Postby LosingIt » Tue Feb 16, 2021 5:06 am

LU is focused guiding for seeing there is no real, inherent 'self' - what do you understand by this?
That the Me/I/Mine self is a fiction, a set of memories/patterns that gets identified with and clung to. One identifies with this fictional self and its story and all sorts of other fictions arise to support it.

What are you looking for at LU?
To dispel the illusion of the self, to be free of some of the burdens of the self. I feel, like many others, that I understand what LU is doing on an intellectual level, but not experientially. So I'm looking for someone to help guide me towards the experiencing of no-self.

What do you expect from a guided conversation?
Helpful pointers to help dispel the illusion of self. Some questions to help with my particular brand of resistance. I've read some of the Gateless Gatecrashers conversations and feel I could benefit from a similar conversation that leads to inquiry about the self.

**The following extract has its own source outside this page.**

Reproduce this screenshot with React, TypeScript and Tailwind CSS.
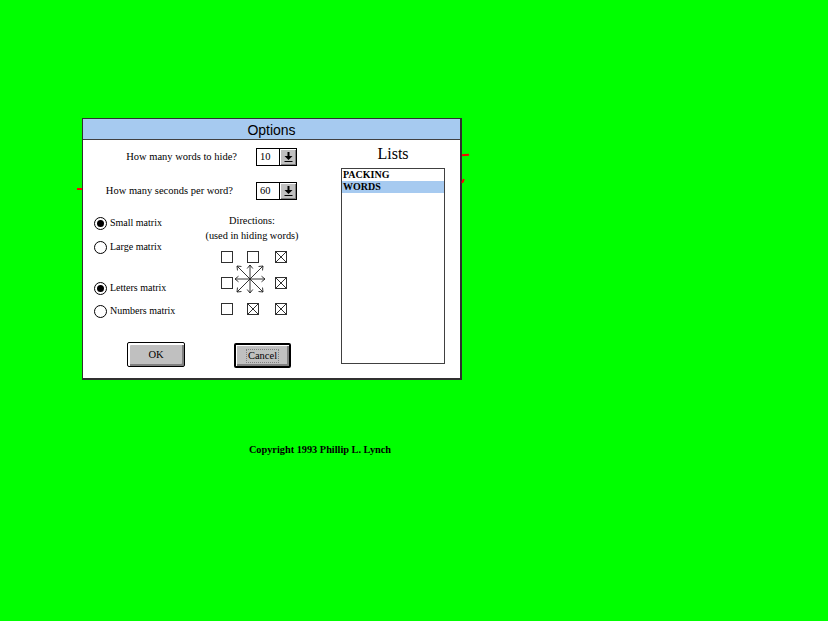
import React from "react";

const serif = { fontFamily: '"Liberation Serif", "Times New Roman", serif' };
const sans = { fontFamily: '"Liberation Sans", Arial, sans-serif' };

const DropArrow = () => (
  <svg width="9" height="10" viewBox="0 0 9 10" className="block">
    <rect x="3.5" y="0" width="2" height="4" fill="#000" />
    <polygon points="0.5,4 8.5,4 4.5,8" fill="#000" />
    <rect x="0.5" y="9" width="8" height="1" fill="#000" />
  </svg>
);

const Dropdown = ({ value }: { value: string }) => (
  <div className="flex h-[18px] w-[41px] border border-black bg-white">
    <div className="flex flex-1 items-center pl-[3px] text-[10.5px] leading-none" style={serif}>
      {value}
    </div>
    <div className="flex w-[17px] items-center justify-center border-l border-black bg-[#c0c0c0] shadow-[inset_1px_1px_0_#fff,inset_-1px_-1px_0_#808080]">
      <DropArrow />
    </div>
  </div>
);

const Radio = ({ label, checked }: { label: string; checked?: boolean }) => (
  <div className="flex h-[16px] items-center">
    <div className="flex h-[13px] w-[13px] items-center justify-center rounded-full border border-black bg-white">
      {checked ? <div className="h-[7px] w-[7px] rounded-full bg-black" /> : null}
    </div>
    <span className="ml-[3px] text-[10px] leading-none" style={serif}>
      {label}
    </span>
  </div>
);

const Check = ({ checked }: { checked?: boolean }) => (
  <div className="h-[12px] w-[12px] border border-[#303030] bg-white">
    {checked ? (
      <svg width="10" height="10" viewBox="0 0 10 10" className="block">
        <line x1="0" y1="0" x2="10" y2="10" stroke="#303030" strokeWidth="1" />
        <line x1="10" y1="0" x2="0" y2="10" stroke="#303030" strokeWidth="1" />
      </svg>
    ) : null}
  </div>
);

const Compass = () => {
  const c = 15;
  const arms = [
    [0, -14],
    [0, 14],
    [-15, 0],
    [15, 0],
    [-13, -13],
    [13, -13],
    [-13, 13],
    [13, 13],
  ];
  return (
    <svg width="30" height="30" viewBox="0 0 30 30" className="relative -top-[13px] -left-[12px] block overflow-visible">
      {arms.map(([dx, dy], i) => {
        const len = Math.hypot(dx, dy);
        const ux = dx / len;
        const uy = dy / len;
        const ex = c + dx;
        const ey = c + dy;
        const h = 3.5;
        const a1x = ex - h * (ux - uy * 0.8);
        const a1y = ey - h * (uy + ux * 0.8);
        const a2x = ex - h * (ux + uy * 0.8);
        const a2y = ey - h * (uy - ux * 0.8);
        return (
          <g key={i} stroke="#202020" strokeWidth="0.9" fill="none">
            <line x1={c} y1={c} x2={ex} y2={ey} />
            <polyline points={`${a1x},${a1y} ${ex},${ey} ${a2x},${a2y}`} />
          </g>
        );
      })}
    </svg>
  );
};

const Button = ({ label, isDefault }: { label: string; isDefault?: boolean }) => (
  <div
    className={
      isDefault
        ? "flex h-[25px] w-[57px] items-center justify-center rounded-[2px] border-2 border-black bg-[#c0c0c0] shadow-[inset_1px_1px_0_#fff,inset_-2px_-2px_0_#808080]"
        : "flex h-[25px] w-[58px] items-center justify-center rounded-[2px] border border-black bg-[#c0c0c0] shadow-[inset_1px_1px_0_#fff,inset_2px_2px_0_#fff,inset_-2px_-2px_0_#808080]"
    }>
    <span
      className={
        isDefault
          ? "border border-dotted border-[#808080] px-[1px] text-[10.5px] leading-[12px]"
          : "text-[10.5px] leading-[12px]"
      }
      style={serif}>
      {label}
    </span>
  </div>
);

const App = () => {
  const checks = [false, false, true, false, null, true, false, true, true];
  return (
    <div className="relative h-[621px] w-[828px] overflow-hidden bg-[#00ff00] text-black">
      {/* stray red marks on the canvas */}
      <div className="absolute left-[77px] top-[188px] h-[2px] w-[5px] bg-[#ff0000]" />
      <div className="absolute left-[462px] top-[154px] h-[2px] w-[7px] -rotate-6 bg-[#ff0000]" />
      <div className="absolute left-[462px] top-[179px] h-[4px] w-[2px] rotate-[25deg] bg-[#ff0000]" />

      <div className="ml-[82px] pt-[118px]">
        <div className="h-[262px] w-[380px] border border-r-2 border-b-2 border-[#303030] bg-white">
          <div
            className="flex h-[21px] items-center justify-center border-b border-[#404040] bg-[#a6caf0] pt-[2px] text-[14px] leading-none"
            style={sans}>
            Options
          </div>

          <div className="flex">
            <div className="w-[250px]">
              <div className="mt-[8px] flex h-[18px] items-center">
                <div className="w-[154px] text-right text-[10.5px] leading-none" style={serif}>
                  How many words to hide?
                </div>
                <div className="ml-[19px]">
                  <Dropdown value="10" />
                </div>
              </div>
              <div className="mt-[16px] flex h-[18px] items-center">
                <div className="w-[150px] text-right text-[10.5px] leading-none" style={serif}>
                  How many seconds per word?
                </div>
                <div className="ml-[23px]">
                  <Dropdown value="60" />
                </div>
              </div>

              <div className="flex">
                <div className="w-[118px] pl-[11px]">
                  <div className="mt-[15px]">
                    <Radio label="Small matrix" checked />
                  </div>
                  <div className="mt-[8px]">
                    <Radio label="Large matrix" />
                  </div>
                  <div className="mt-[25px]">
                    <Radio label="Letters matrix" checked />
                  </div>
                  <div className="mt-[7px]">
                    <Radio label="Numbers matrix" />
                  </div>
                </div>
                <div className="w-[102px]">
                  <div className="mt-[13px] text-center text-[10.3px] leading-[15px]" style={serif}>
                    <div>Directions:</div>
                    <div>(used in hiding words)</div>
                  </div>
                  <div className="mt-[8px] ml-[20px] grid grid-cols-[26px_28px_12px] grid-rows-[26px_26px_12px]">
                    {checks.map((c, i) =>
                      c === null ? (
                        <div key={i} className="h-[12px] w-[12px]">
                          <Compass />
                        </div>
                      ) : (
                        <Check key={i} checked={c} />
                      )
                    )}
                  </div>
                </div>
              </div>

              <div className="mt-[23px] flex items-start">
                <div className="ml-[44px]">
                  <Button label="OK" />
                </div>
                <div className="ml-[49px] mt-[1px]">
                  <Button label="Cancel" isDefault />
                </div>
              </div>
            </div>

            <div className="pl-[8px]">
              <div className="mt-[5px] w-[104px] text-center text-[16px] leading-[18px]" style={serif}>
                Lists
              </div>
              <div className="mt-[5px] h-[196px] w-[104px] border border-[#404040] bg-white">
                <div className="h-[12px] pl-[1px] text-[10px] font-bold leading-[12px]" style={serif}>
                  PACKING
                </div>
                <div className="h-[12px] bg-[#a6caf0] pl-[1px] text-[10px] font-bold leading-[12px]" style={serif}>
                  WORDS
                </div>
              </div>
            </div>
          </div>
        </div>
      </div>

      <div className="mt-[63px] w-[640px] text-center text-[10.3px] font-bold leading-[14px]" style={serif}>
        Copyright 1993 Phillip L. Lynch
      </div>
    </div>
  );
};

export default App;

What is your experience in terms of spiritual practices, seeking and inquiry?
I was raised in a strict fundamentalist Christian home starting at age 10, and I left my church when I was 18 (as soon as I could). The experience was overall negative and has prejudiced me against joining any religion since. I am middle-aged now, and I have had a steady meditation practice (mindfulness) for the last 5 months (I've dabbled off and on with meditation before, but this has been my longest unbroken stint). I've read "I Am That", and I've read and listened to many of the works of Alan Watts. I've read "The Power of Now". I read a lot of J Krishnamurti in college. I've experimented with psychedelics, but it has been a long time since I did them. I've had moments where I feel the self has dissipated for awhile, but then it seems to come right back.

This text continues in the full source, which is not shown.